As for me, female friends in Ottawa said I would get used to the antics, but I never did. Men on the Hill would proposition, tease and harass. They shook hands with other men and then indulged in the quaint custom of a kiss on each cheek for the women. And if they could cop a feel mid-peck, all the more fun. I met a senior bureaucrat at a reception and asked him for an interview. He sent word to me later: Yes, please come by – but wear a shorter skirt.

Women were tolerated, many even respected, for their work. But Ottawa was a shark tank. A number of women learned to swim with the sharks without being bitten. But they were fair game. You accepted that or you moved on.

I escaped from Ottawa in the same time machine in which I had arrived. As the decades went by, I just presumed things had changed. How could it still exist in that warp? But all the stories I'm hearing now are the same. Young women in politics – whether they're reporters, staff members, aides or MPs – say they have to watch where they go, with whom they talk, what they wear, what they say – just as we did. Michelle Rempel, Catherine McKenna and Rona Ambrose have used their senior positions to denounce the offensive behaviour, but to no avail. The allegations of the young woman who says Rick Dykstra assaulted her are shockingly similar to the story Kathryn Young tells. Except Kathryn revealed her name, whereas the identity of the 20-something victim of today is undisclosed. How's that for progress?

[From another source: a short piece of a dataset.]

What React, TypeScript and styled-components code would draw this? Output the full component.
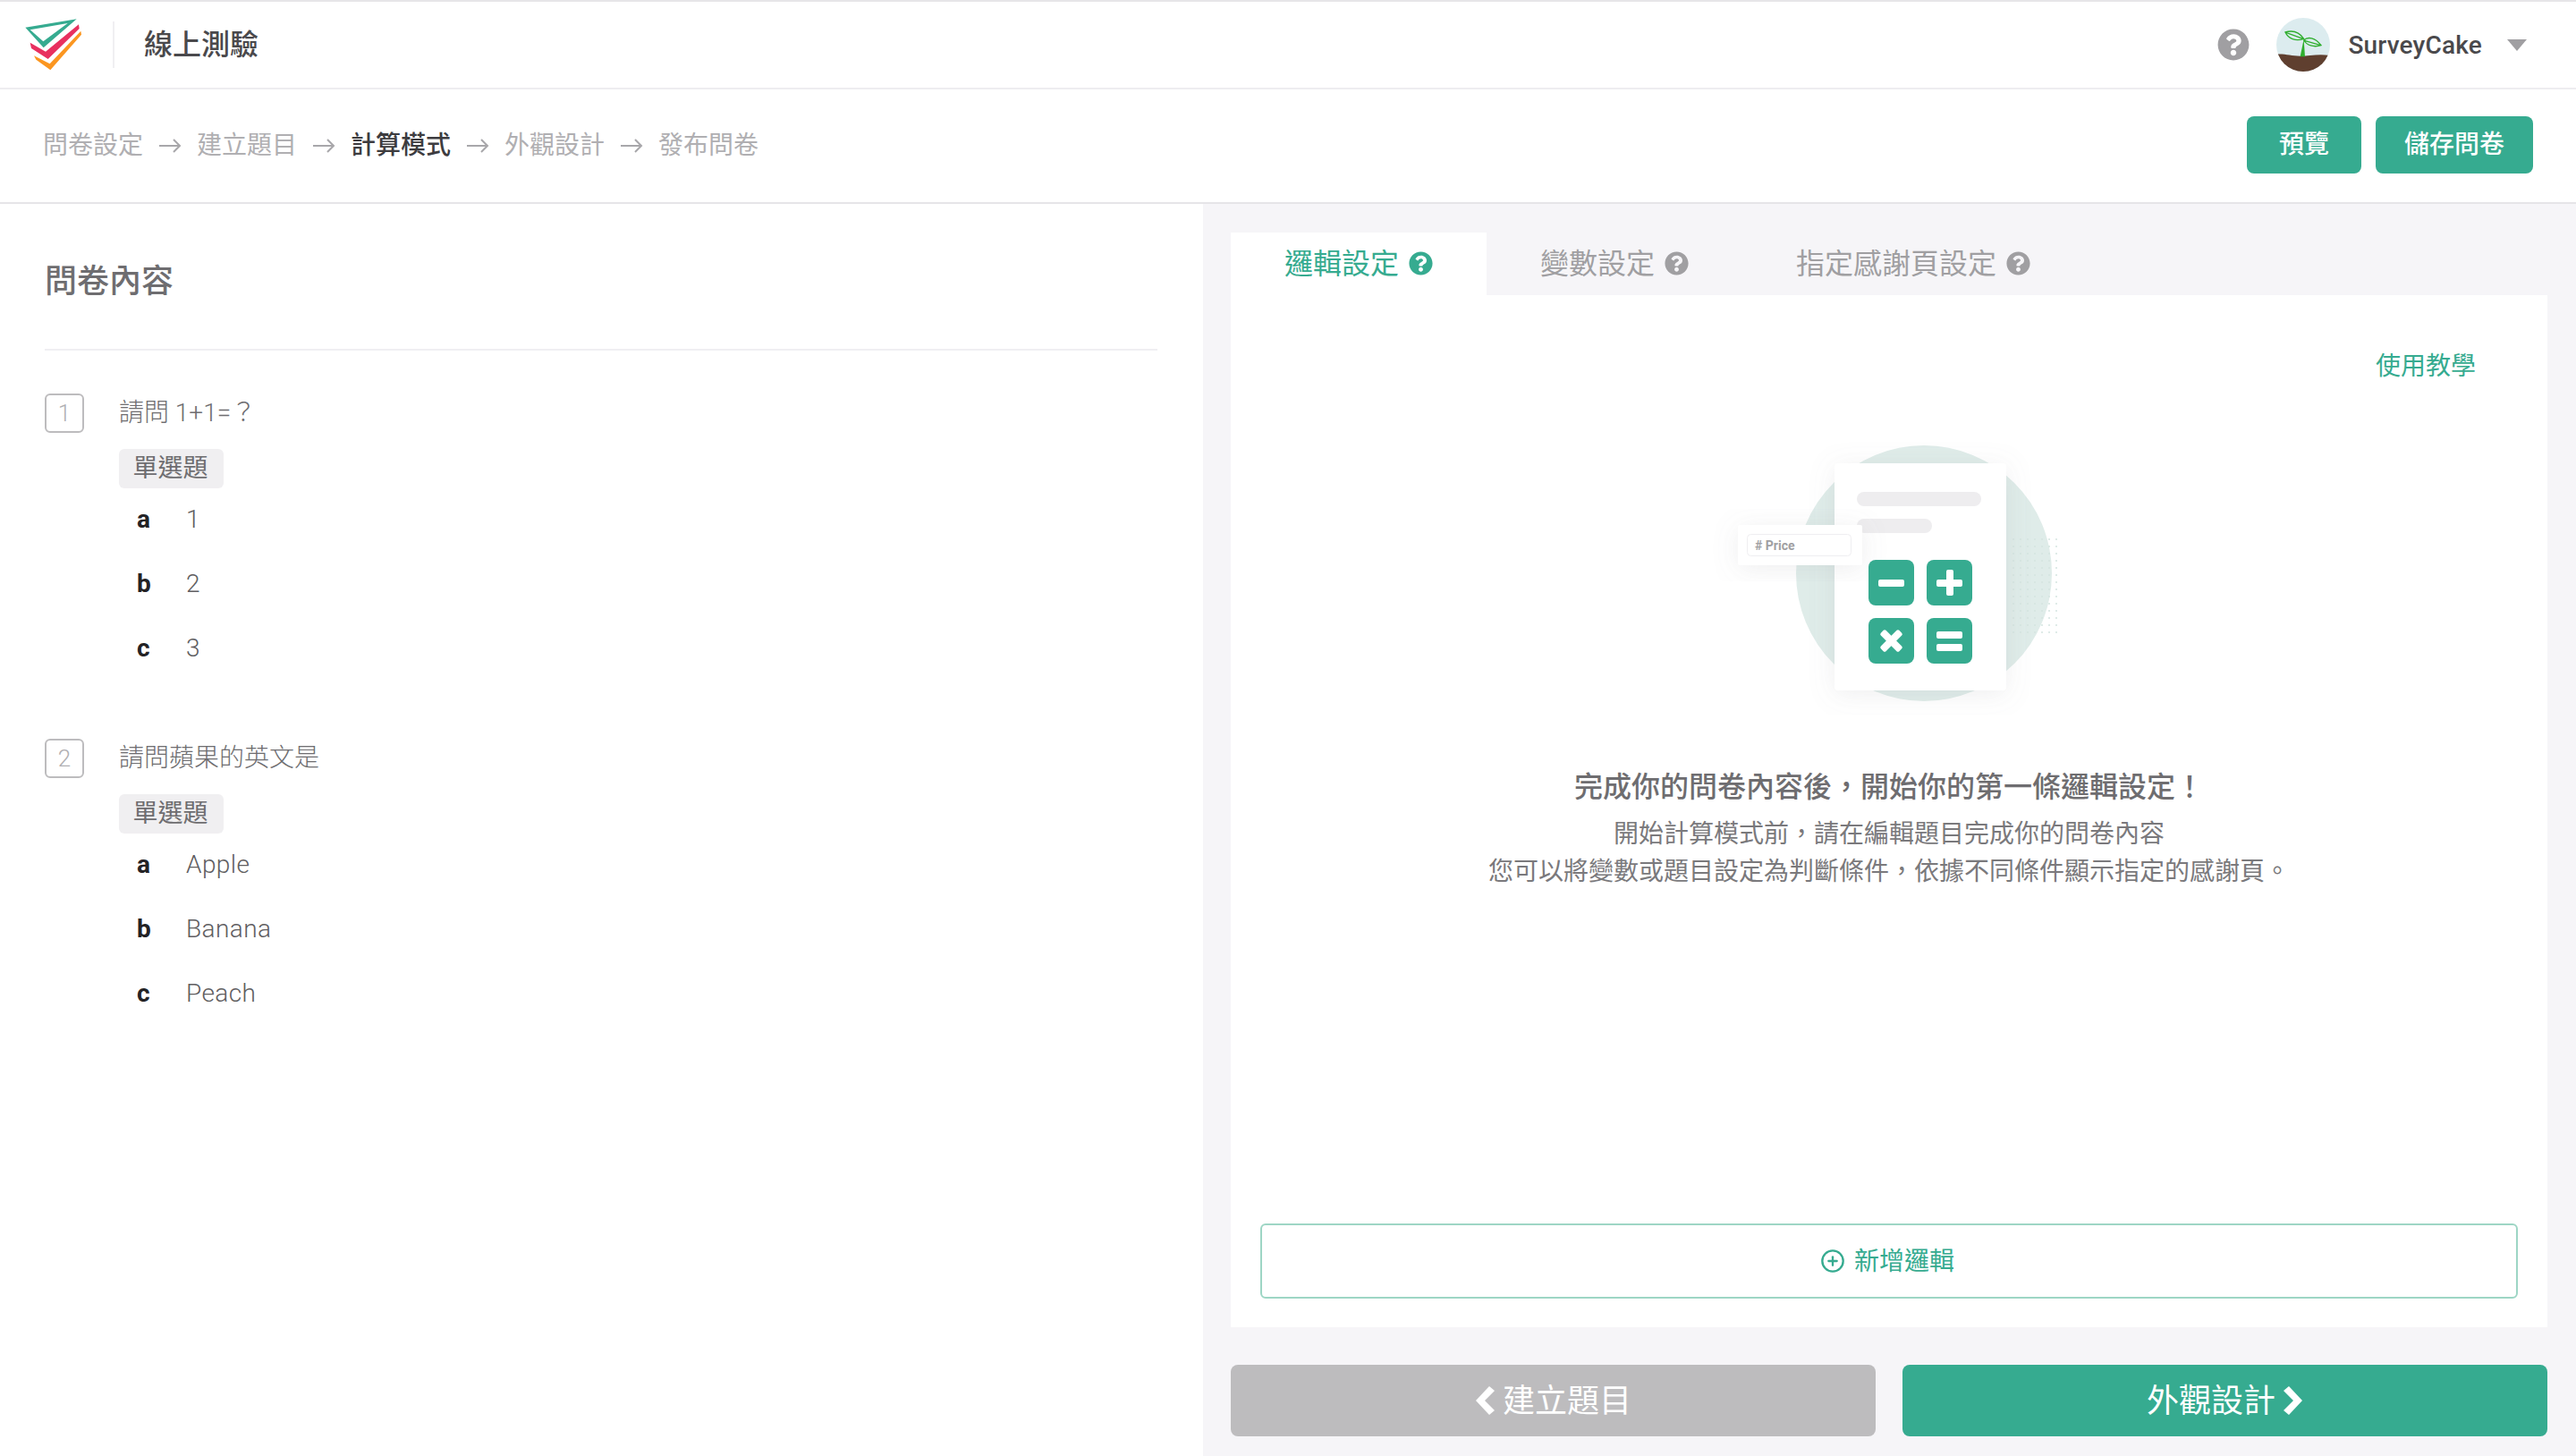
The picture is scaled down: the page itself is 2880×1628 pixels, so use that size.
import React from 'react';
import styled, { createGlobalStyle } from 'styled-components';
import { FaQuestionCircle } from 'react-icons/fa';
import { FiPlusCircle } from 'react-icons/fi';

const GlobalStyle = createGlobalStyle`
	html, body {
		margin: 0;
		padding: 0;
		background: #ffffff;
	}
	* {
		box-sizing: border-box;
	}
	body {
		font-family: Roboto, "Noto Sans CJK TC", sans-serif;
		color: #6e6d70;
	}
`;

const Page = styled.div`
	display: flex;
	flex-direction: column;
	width: 2880px;
	height: 1628px;
	overflow: hidden;
	border-top: 2px solid #e6e5e8;
`;

const Header = styled.header`
	display: flex;
	align-items: center;
	flex: none;
	height: 98px;
	padding: 0 55px 0 27px;
	border-bottom: 2px solid #eeedf0;
`;

const LogoWrap = styled.div`
	display: flex;
	align-items: center;
	height: 52px;
	width: 101px;
	border-right: 2px solid #f0eff2;
`;

const AppTitle = styled.h1`
	flex: 1;
	margin: 0 0 0 33px;
	font-size: 32px;
	font-weight: 500;
	line-height: 44px;
	color: #4a494c;
`;

const HelpButton = styled.span`
	display: flex;
	font-size: 36px;
	color: #a09fa2;
`;

const Avatar = styled.svg`
	width: 60px;
	height: 60px;
	margin-left: 30px;
`;

const UserName = styled.span`
	margin-left: 20px;
	font-size: 28px;
	font-weight: 500;
	letter-spacing: 0.2px;
	color: #4a494c;
`;

const Caret = styled.span`
	width: 0;
	height: 0;
	margin-left: 28px;
	border-left: 11px solid transparent;
	border-right: 11px solid transparent;
	border-top: 13px solid #a09fa2;
`;

const StepBar = styled.div`
	display: flex;
	align-items: center;
	justify-content: space-between;
	flex: none;
	height: 128px;
	padding: 0 48px 2px 48px;
	border-bottom: 2px solid #e6e5e8;
`;

const Steps = styled.nav`
	display: flex;
	align-items: center;
	gap: 17px;
	margin-top: 2px;
`;

const Step = styled.span<{ $active?: boolean }>`
	font-size: 28px;
	line-height: 40px;
	font-weight: ${(p) => (p.$active ? 500 : 400)};
	color: ${(p) => (p.$active ? '#3d3c3f' : '#b0afb2')};
`;

const StepArrow = styled.svg`
	width: 26px;
	height: 18px;
	fill: none;
	stroke: #a8a7aa;
	stroke-width: 2;
`;

const Actions = styled.div`
	display: flex;
	gap: 16px;
`;

const ActionButton = styled.button<{ $width: number }>`
	width: ${(p) => p.$width}px;
	height: 64px;
	padding: 0 0 6px;
	border: 0;
	border-radius: 8px;
	background: #36ab90;
	color: #ffffff;
	font-family: inherit;
	font-size: 28px;
	font-weight: 500;
`;

const Body = styled.div`
	display: flex;
	flex: 1;
	min-height: 0;
`;

const LeftPanel = styled.section`
	flex: none;
	width: 1345px;
	padding: 62px 51px 0 50px;
`;

const PanelTitle = styled.h2`
	margin: 0;
	padding-bottom: 50px;
	font-size: 36px;
	font-weight: 500;
	line-height: 50px;
	color: #6e6d70;
	border-bottom: 2px solid #f0eff2;
`;

const QuestionList = styled.div`
	display: flex;
	flex-direction: column;
	gap: 66px;
	margin-top: 48px;
`;

const QuestionRow = styled.div`
	display: flex;
	align-items: center;
	gap: 39px;
`;

const QuestionNo = styled.span`
	display: flex;
	align-items: center;
	justify-content: center;
	width: 44px;
	height: 44px;
	border: 2px solid #bdbcbe;
	border-radius: 6px;
	font-size: 26px;
	font-weight: 300;
	color: #b0afb2;
`;

const QuestionText = styled.span`
	font-size: 28px;
	font-weight: 300;
	line-height: 44px;
	color: #6e6d70;
`;

const TypeTag = styled.span`
	display: block;
	width: 117px;
	height: 44px;
	margin: 18px 0 -2px 83px;
	padding-right: 2px;
	border-radius: 6px;
	background: #f0eff1;
	font-size: 28px;
	line-height: 44px;
	text-align: center;
	color: #6e6d70;
`;

const Option = styled.div`
	display: flex;
	height: 72px;
	align-items: center;
	padding-left: 103px;
	font-size: 28px;
`;

const OptionKey = styled.b`
	width: 55px;
	font-weight: 700;
	color: #232225;
`;

const OptionValue = styled.span`
	font-weight: 300;
	letter-spacing: 0.4px;
	color: #5f5e61;
`;

const RightPanel = styled.section`
	display: flex;
	flex: 1;
	flex-direction: column;
	min-width: 0;
	padding: 32px 32px 22px 31px;
	background: #f6f5f8;
`;

const Tabs = styled.div`
	display: flex;
	flex: none;
`;

const Tab = styled.div<{ $active?: boolean }>`
	display: flex;
	align-items: center;
	gap: 11px;
	height: 70px;
	padding: 0 60px 6px;
	background: ${(p) => (p.$active ? '#ffffff' : 'transparent')};
	color: ${(p) => (p.$active ? '#36ab90' : '#a09fa2')};
	font-size: 32px;

	svg {
		font-size: 27px;
		margin-top: 4px;
	}
`;

const Card = styled.div`
	display: flex;
	flex: 1;
	flex-direction: column;
	min-height: 0;
	padding: 60px 33px 32px 33px;
	background: #ffffff;
`;

const TutorialLink = styled.a`
	align-self: flex-end;
	margin-right: 47px;
	font-size: 28px;
	line-height: 40px;
	color: #36ab90;
`;

const Illustration = styled.svg`
	display: block;
	align-self: center;
	width: 460px;
	height: 330px;
	margin-top: 40px;
`;

const EmptyTitle = styled.h3`
	margin: 58px 0 0;
	font-size: 32px;
	font-weight: 500;
	line-height: 44px;
	text-align: center;
	color: #6e6d70;
`;

const EmptyText = styled.p`
	margin: 10px 0 0;
	font-size: 28px;
	line-height: 42px;
	text-align: center;
	color: #7a797c;
`;

const AddButton = styled.button`
	display: flex;
	align-items: center;
	justify-content: center;
	gap: 10px;
	flex: none;
	height: 84px;
	margin-top: auto;
	padding: 0 4px 5px 0;
	border: 2px solid #9ed6c5;
	border-radius: 6px;
	background: #ffffff;
	color: #36ab90;
	font-family: inherit;
	font-size: 28px;

	svg {
		font-size: 28px;
		margin-top: 5px;
	}
`;

const PagerRow = styled.div`
	display: grid;
	flex: none;
	grid-template-columns: 1fr 1fr;
	gap: 30px;
	margin-top: 42px;
`;

const PagerButton = styled.button<{ $primary?: boolean }>`
	display: flex;
	align-items: center;
	justify-content: center;
	gap: 9px;
	height: 80px;
	padding: 0 0 6px;
	border: 0;
	border-radius: 8px;
	background: ${(p) => (p.$primary ? '#36ab90' : '#bdbcbe')};
	color: #ffffff;
	font-family: inherit;
	font-size: 36px;
`;

const Chevron = styled.svg`
	width: 22px;
	height: 34px;
	margin-top: 6px;
	fill: #ffffff;
`;

const Logo = () => (
	<svg width="64" height="60" viewBox="20 20 192 180">
		<path
			d="M24 52 L196 24 L85 120 Z M40 60 L166 38 L84 99 Z"
			fill="#36ab90"
			fillRule="evenodd"
		/>
		<path d="M40 103 L92 133 L203 42 L205 56 L100 158 L44 122 Z" fill="#e8305f" />
		<path d="M53 147 L106 174 L210 64 L212 76 L108 195 L60 160 Z" fill="#fb9620" />
	</svg>
);

const Plant = () => (
	<Avatar viewBox="30 30 180 180">
		<defs>
			<clipPath id="avatar-clip">
				<circle cx="120" cy="120" r="90" />
			</clipPath>
		</defs>
		<g clipPath="url(#avatar-clip)">
			<rect x="30" y="30" width="180" height="180" fill="#dcecef" />
			<path d="M30 152 C60 150 80 158 110 158 C140 158 170 150 210 156 L210 210 L30 210 Z" fill="#5f3f2f" />
		</g>
		<path d="M110 160 C114 140 118 120 122 102 L126 160 Z" fill="#2fae2e" />
		<path d="M122 100 C105 75 80 72 60 78 C70 100 95 110 122 100 Z M62 79 L120 100" fill="none" stroke="#2fae2e" strokeWidth="4" />
		<path d="M122 105 C135 92 160 95 180 122 C155 130 132 122 122 105 Z M124 106 L176 121" fill="none" stroke="#2fae2e" strokeWidth="4" />
	</Avatar>
);

const Calculator = () => (
	<Illustration viewBox="1882 470 460 330">
		<defs>
			<pattern id="dots" width="8" height="8" patternUnits="userSpaceOnUse">
				<circle cx="3" cy="3" r="1" fill="#d5e4e1" />
			</pattern>
			<filter id="soft" x="-40%" y="-40%" width="180%" height="180%">
				<feDropShadow dx="0" dy="4" stdDeviation="14" floodColor="#8a8990" floodOpacity="0.14" />
			</filter>
		</defs>
		<circle cx="2151" cy="641" r="143" fill="#dfece9" />
		<rect x="2245" y="598" width="58" height="112" fill="url(#dots)" />
		<rect x="2051" y="518" width="192" height="254" rx="4" fill="#ffffff" filter="url(#soft)" />
		<rect x="2076" y="550" width="139" height="16" rx="8" fill="#eeedef" />
		<rect x="2076" y="580" width="84" height="16" rx="8" fill="#eeedef" />
		<rect x="1943" y="587" width="139" height="45" rx="2" fill="#ffffff" filter="url(#soft)" />
		<rect x="1953.5" y="597.5" width="116" height="24" rx="4" fill="#ffffff" stroke="#efeef1" />
		<text x="1962" y="614.5" fontFamily="Roboto, sans-serif" fontSize="14" fontWeight="700" fill="#a09fa2">
			# Price
		</text>
		<rect x="2089" y="626" width="51" height="51" rx="8" fill="#36ab90" />
		<rect x="2154" y="626" width="51" height="51" rx="8" fill="#36ab90" />
		<rect x="2089" y="691" width="51" height="51" rx="8" fill="#36ab90" />
		<rect x="2154" y="691" width="51" height="51" rx="8" fill="#36ab90" />
		<rect x="2100" y="648" width="29" height="8" rx="2" fill="#ffffff" />
		<rect x="2165" y="648" width="29" height="8" rx="2" fill="#ffffff" />
		<rect x="2176" y="637" width="8" height="29" rx="2" fill="#ffffff" />
		<g transform="rotate(45 2114.5 716.5)">
			<rect x="2100" y="712.5" width="29" height="8" rx="2" fill="#ffffff" />
			<rect x="2110.5" y="702" width="8" height="29" rx="2" fill="#ffffff" />
		</g>
		<rect x="2165" y="706" width="29" height="8" rx="2" fill="#ffffff" />
		<rect x="2165" y="720" width="29" height="8" rx="2" fill="#ffffff" />
	</Illustration>
);

const steps = ['問卷設定', '建立題目', '計算模式', '外觀設計', '發布問卷'];

const questions = [
	{
		no: 1,
		title: '請問 1+1=\uFF1F',
		options: [
			['a', '1'],
			['b', '2'],
			['c', '3'],
		],
	},
	{
		no: 2,
		title: '請問蘋果的英文是',
		options: [
			['a', 'Apple'],
			['b', 'Banana'],
			['c', 'Peach'],
		],
	},
];

const tabs = ['邏輯設定', '變數設定', '指定感謝頁設定'];

export default function App(): JSX.Element {
	return (
		<Page>
			<GlobalStyle />
			<Header>
				<LogoWrap>
					<Logo />
				</LogoWrap>
				<AppTitle>線上測驗</AppTitle>
				<HelpButton>
					<FaQuestionCircle />
				</HelpButton>
				<Plant />
				<UserName>SurveyCake</UserName>
				<Caret />
			</Header>
			<StepBar>
				<Steps>
					{steps.map((s, i) => (
						<React.Fragment key={s}>
							{i > 0 && (
								<StepArrow viewBox="0 0 26 18">
									<path d="M1 9 H24 M17 2 L24 9 L17 16" />
								</StepArrow>
							)}
							<Step $active={i === 2}>{s}</Step>
						</React.Fragment>
					))}
				</Steps>
				<Actions>
					<ActionButton $width={128}>預覽</ActionButton>
					<ActionButton $width={176}>儲存問卷</ActionButton>
				</Actions>
			</StepBar>
			<Body>
				<LeftPanel>
					<PanelTitle>問卷內容</PanelTitle>
					<QuestionList>
						{questions.map((q) => (
							<div key={q.no}>
								<QuestionRow>
									<QuestionNo>{q.no}</QuestionNo>
									<QuestionText>{q.title}</QuestionText>
								</QuestionRow>
								<TypeTag>單選題</TypeTag>
								{q.options.map(([k, v]) => (
									<Option key={k}>
										<OptionKey>{k}</OptionKey>
										<OptionValue>{v}</OptionValue>
									</Option>
								))}
							</div>
						))}
					</QuestionList>
				</LeftPanel>
				<RightPanel>
					<Tabs>
						{tabs.map((t, i) => (
							<Tab key={t} $active={i === 0}>
								{t}
								<FaQuestionCircle />
							</Tab>
						))}
					</Tabs>
					<Card>
						<TutorialLink>使用教學</TutorialLink>
						<Calculator />
						<EmptyTitle>{'完成你的問卷內容後\uFF0C開始你的第一條邏輯設定\uFF01'}</EmptyTitle>
						<EmptyText>
							{'開始計算模式前\uFF0C請在編輯題目完成你的問卷內容'}
							<br />
							{'您可以將變數或題目設定為判斷條件\uFF0C依據不同條件顯示指定的感謝頁。'}
						</EmptyText>
						<AddButton>
							<FiPlusCircle />
							新增邏輯
						</AddButton>
					</Card>
					<PagerRow>
						<PagerButton>
							<Chevron viewBox="0 0 22 34">
								<path d="M16 1 L22 6 L11 17 L22 28 L16 33 L1 17 Z" />
							</Chevron>
							建立題目
						</PagerButton>
						<PagerButton $primary>
							外觀設計
							<Chevron viewBox="0 0 22 34">
								<path d="M6 1 L0 6 L11 17 L0 28 L6 33 L21 17 Z" />
							</Chevron>
						</PagerButton>
					</PagerRow>
				</RightPanel>
			</Body>
		</Page>
	);
}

I often berate myself for not having had the courage to speak out 30 years ago. And I'm convinced many men shared the view that this was wrong. But we all came to accept that this was a reality we could not alter. The status quo was too useful and too comfortable for too many. I doubt the offenders even see the effect their behaviour has on the lives, careers and psyches of the women they take for granted.

In recent days, we've heard about proposed legislation and new codes of conduct in the works. I will leave that to lawmakers. But if the words "Remember Judy Morrison" could no longer be a warning but instead a rallying cry, that would be a start.